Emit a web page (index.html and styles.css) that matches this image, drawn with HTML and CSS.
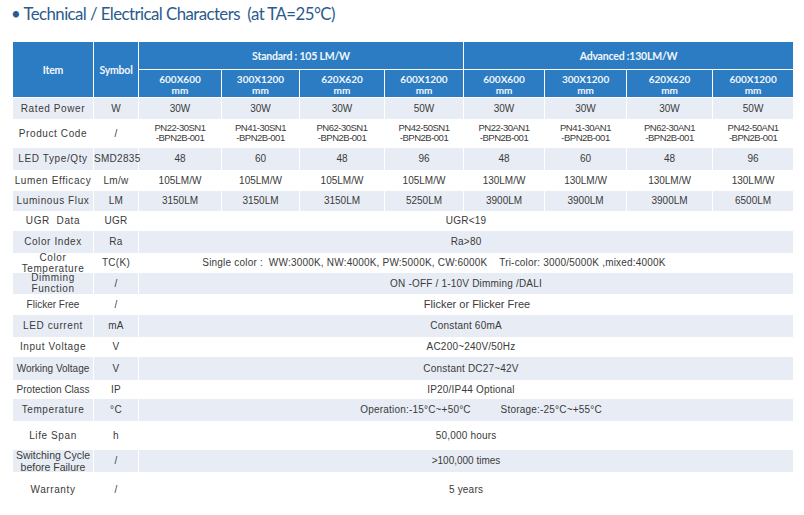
FILE: index.html
```html
<!DOCTYPE html>
<html>
<head>
<meta charset="utf-8">
<link rel="stylesheet" href="styles.css">
</head>
<body>
<h1 class="title">• Technical / Electrical Characters&nbsp; (at TA=25°C)</h1>
<table class="spec">
  <colgroup>
    <col class="c81"><col class="c45">
    <col class="c83"><col class="c78"><col class="c85"><col class="c79">
    <col class="c81"><col class="c82"><col class="c86"><col class="c81">
  </colgroup>
  <thead>
    <tr class="r28">
      <th rowspan="2">Item</th>
      <th rowspan="2">Symbol</th>
      <th colspan="4">Standard : 105 LM/W</th>
      <th colspan="4">Advanced :130LM/W</th>
    </tr>
    <tr class="r28 sub">
      <th>600X600<br>mm</th><th>300X1200<br>mm</th><th>620X620<br>mm</th><th>600X1200<br>mm</th>
      <th>600X600<br>mm</th><th>300X1200<br>mm</th><th>620X620<br>mm</th><th>600X1200<br>mm</th>
    </tr>
  </thead>
  <tbody>
    <tr class="alt r21">
      <td class="item">Rated Power</td><td class="sym">W</td>
      <td>30W</td><td>30W</td><td>30W</td><td>50W</td><td>30W</td><td>30W</td><td>30W</td><td>50W</td>
    </tr>
    <tr class="r29">
      <td class="item">Product Code</td><td class="sym">/</td>
      <td class="code">PN22-30SN1<br>-BPN2B-001</td><td class="code">PN41-30SN1<br>-BPN2B-001</td><td class="code">PN62-30SN1<br>-BPN2B-001</td><td class="code">PN42-50SN1<br>-BPN2B-001</td>
      <td class="code">PN22-30AN1<br>-BPN2B-001</td><td class="code">PN41-30AN1<br>-BPN2B-001</td><td class="code">PN62-30AN1<br>-BPN2B-001</td><td class="code">PN42-50AN1<br>-BPN2B-001</td>
    </tr>
    <tr class="alt r22">
      <td class="item">LED Type/Qty</td><td class="sym">SMD2835</td>
      <td>48</td><td>60</td><td>48</td><td>96</td><td>48</td><td>60</td><td>48</td><td>96</td>
    </tr>
    <tr class="r21">
      <td class="item">Lumen Efficacy</td><td class="sym">Lm/w</td>
      <td>105LM/W</td><td>105LM/W</td><td>105LM/W</td><td>105LM/W</td><td>130LM/W</td><td>130LM/W</td><td>130LM/W</td><td>130LM/W</td>
    </tr>
    <tr class="alt r20">
      <td class="item">Luminous Flux</td><td class="sym">LM</td>
      <td>3150LM</td><td>3150LM</td><td>3150LM</td><td>5250LM</td><td>3900LM</td><td>3900LM</td><td>3900LM</td><td>6500LM</td>
    </tr>
    <tr class="r20">
      <td class="item">UGR&nbsp; Data</td><td class="sym">UGR</td>
      <td colspan="8" class="wide">UGR&lt;19</td>
    </tr>
    <tr class="alt r22">
      <td class="item">Color Index</td><td class="sym">Ra</td>
      <td colspan="8" class="wide">Ra&gt;80</td>
    </tr>
    <tr class="r20">
      <td class="item"><div class="two">Color<br>Temperature</div></td><td class="sym">TC(K)</td>
      <td colspan="8" class="wide shiftl">Single color :&nbsp; WW:3000K, NW:4000K, PW:5000K, CW:6000K&nbsp;&nbsp;&nbsp; Tri-color: 3000/5000K ,mixed:4000K</td>
    </tr>
    <tr class="alt r21">
      <td class="item"><div class="two">Dimming<br>Function</div></td><td class="sym">/</td>
      <td colspan="8" class="wide">ON -OFF / 1-10V Dimming /DALI</td>
    </tr>
    <tr class="r21">
      <td class="item plain">Flicker Free</td><td class="sym">/</td>
      <td colspan="8" class="wide big shiftr">Flicker or Flicker Free</td>
    </tr>
    <tr class="alt r22">
      <td class="item">LED current</td><td class="sym">mA</td>
      <td colspan="8" class="wide">Constant 60mA</td>
    </tr>
    <tr class="r20">
      <td class="item">Input Voltage</td><td class="sym">V</td>
      <td colspan="8" class="wide shiftr3">AC200~240V/50Hz</td>
    </tr>
    <tr class="alt r23">
      <td class="item plain">Working Voltage</td><td class="sym">V</td>
      <td colspan="8" class="wide shiftr3">Constant DC27~42V</td>
    </tr>
    <tr class="r19">
      <td class="item plain">Protection Class</td><td class="sym">IP</td>
      <td colspan="8" class="wide shiftr3">IP20/IP44 Optional</td>
    </tr>
    <tr class="alt r22">
      <td class="item">Temperature</td><td class="sym">°C</td>
      <td colspan="8" class="wide shiftr2">Operation:-15°C~+50°C&nbsp;&nbsp;&nbsp;&nbsp;&nbsp;&nbsp;&nbsp;&nbsp;&nbsp; Storage:-25°C~+55°C</td>
    </tr>
    <tr class="r29">
      <td class="item">Life Span</td><td class="sym">h</td>
      <td colspan="8" class="wide">50,000 hours</td>
    </tr>
    <tr class="alt r22">
      <td class="item plain"><div class="two big2">Switching Cycle<br>before Failure</div></td><td class="sym">/</td>
      <td colspan="8" class="wide plainw">&gt;100,000 times</td>
    </tr>
    <tr class="r35">
      <td class="item">Warranty</td><td class="sym">/</td>
      <td colspan="8" class="wide">5 years</td>
    </tr>
  </tbody>
</table>
</body>
</html>
```

FILE: styles.css
```css
html, body {
  margin: 0;
  padding: 0;
  background: #ffffff;
}
body {
  padding: 0 0 0 12px;
}
.title {
  margin: 0 0 0 -1px;
  height: 41px;
  padding-top: 1px;
  box-sizing: border-box;
  font-family: "Lato", "Open Sans", sans-serif;
  font-weight: 400;
  font-size: 16.8px;
  letter-spacing: -0.55px;
  line-height: 26px;
  color: #2b5a8d;
  white-space: nowrap;
}
.spec {
  width: 781px;
  table-layout: fixed;
  border-collapse: collapse;
  font-family: "Liberation Sans", Arial, sans-serif;
  font-size: 10px;
  color: #3a3a3a;
}
.c81 { width: 81px; }
.c45 { width: 45px; }
.c83 { width: 83px; }
.c78 { width: 78px; }
.c85 { width: 85px; }
.c79 { width: 79px; }
.c82 { width: 82px; }
.c86 { width: 86px; }

.spec th, .spec td {
  border: 1px solid #ffffff;
  padding: 0;
  text-align: center;
  vertical-align: middle;
  line-height: 11px;
  overflow: visible;
  white-space: nowrap;
}
.spec th {
  background: #2c7cc4;
  color: #f2f6fa;
  font-family: "Lato", "Open Sans", sans-serif;
  font-weight: 700;
  font-size: 10.5px;
  letter-spacing: -0.2px;
  line-height: 12px;
}
.spec .sub th {
  font-size: 10px;
  letter-spacing: 0;
  line-height: 11px;
  padding-top: 2px;
}
.spec tbody tr.alt td { background: #e8edf5; }
.spec tbody td { border-top: 0; border-bottom: 0; }

.r19 { height: 19px; }
.r20 { height: 20px; }
.r21 { height: 21px; }
.r22 { height: 22px; }
.r23 { height: 23px; }
.r28 { height: 28px; }
.r29 { height: 29px; }
.r30 { height: 30px; }
.r35 { height: 35px; }

.item {
  letter-spacing: 0.6px;
  font-size: 10px;
}
.item.plain { letter-spacing: 0; }
.two {
  line-height: 11px;
  margin: -2px 0;
}
.big2 {
  font-size: 10.5px;
  line-height: 12px;
  margin: -3px 0;
}
.sym { letter-spacing: 0.3px; }
.spec td.code {
  font-size: 9.5px;
  line-height: 10px;
  letter-spacing: -0.5px;
}
.wide { letter-spacing: 0.2px; }
.big { font-size: 11px; letter-spacing: 0; }
.plainw { letter-spacing: 0; }
.spec td.shiftl { padding-right: 64px; }
.spec td.shiftr { padding-left: 22px; }
.spec td.shiftr2 { padding-left: 30px; }
.spec td.shiftr3 { padding-left: 10px; }
```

::::::

Work out how many lines of the data above contain the string "styles" and give the number alone.

▶ **Solved problem**
3